F.O. : Nous démarrons fin avril un groupe de travail en charge de rédiger une charte BIM-IFC. Pour ce travail, nous nous basons sur les résultats d’expérimentations menées avec deux constructeurs prestataires qui sont déjà BIM ready, Bouygues et Eiffage. Le groupe de travail se composera de représentants de chaque filiale afin de bien répondre aux besoins de chacun. Les membres bénéficieront de deux jours d’initiation au BIM. Puis ceux qui seront en charge des projets BIM recevront une formation de BIM Manager. Destinée à nos équipes, cette charte précisera ce que nous devrons demander à nos interlocuteurs mais aussi sous quelle forme. Non seulement, il est essentiel que la codification des informations soit compatible avec nos outils, mais nous souhaitons aussi travailler de manière interopérable aussi bien au niveau national qu’international. C’est pourquoi nous avons d’ores et déjà décidé que nous exigerons un rendu des données en IFC, un format reconnu Norme ISO 16739.
J-M.S : Une fois cette charte rédigée, nous entamerons la rédaction des éléments qui seront communiqués aux entreprises prestataires.
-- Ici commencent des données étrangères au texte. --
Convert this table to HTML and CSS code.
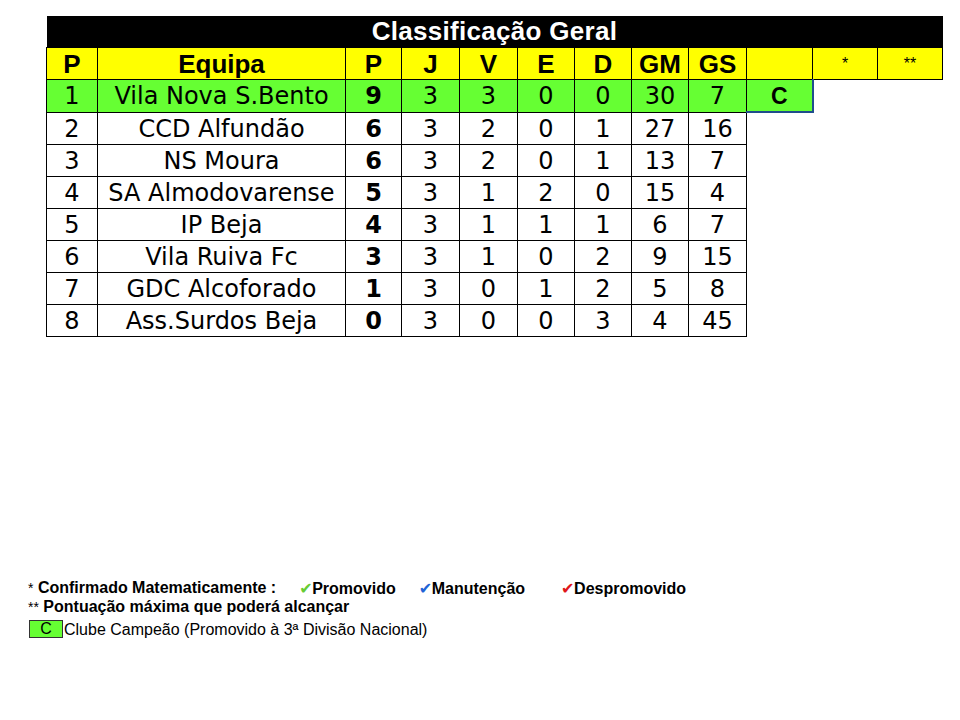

Le Cahier des charges explicitera ainsi ce qu’il leur faudra fournir dans les DOE. Nous testerons ensuite la charte sur de grands projets, et notamment la réhabilitation d’un foyer à Paris.
Une fois toutes ces premières phases achevées, nous nous pencherons peut-être sur les qualifications en BIM de nos prestataires.

Un groupe de travail de Mediaconstruct se consacre actuellement à la mise en place d’un système de classification, cela pourrait-il vous être utile ?
JMS : Pour des bailleurs sociaux comme nous, il est d’autant plus important de pouvoir prévoir le volume de travaux. Pour ce faire, il est nécessaire de mettre en place un outil qui nous indique notamment la date de création d’un composant mais surtout sa durée de vie et son prix de remplacement. Le système de classification aiderait à définir plus précisément ces prix.
F.O : Aujourd’hui, nous pouvons obtenir des vues des composants par patrimoine. Mais il serait intéressant d’avoir des vues par classe. Nous serions ainsi en mesure de centraliser les achats d’un même composant et ainsi de faire des économies.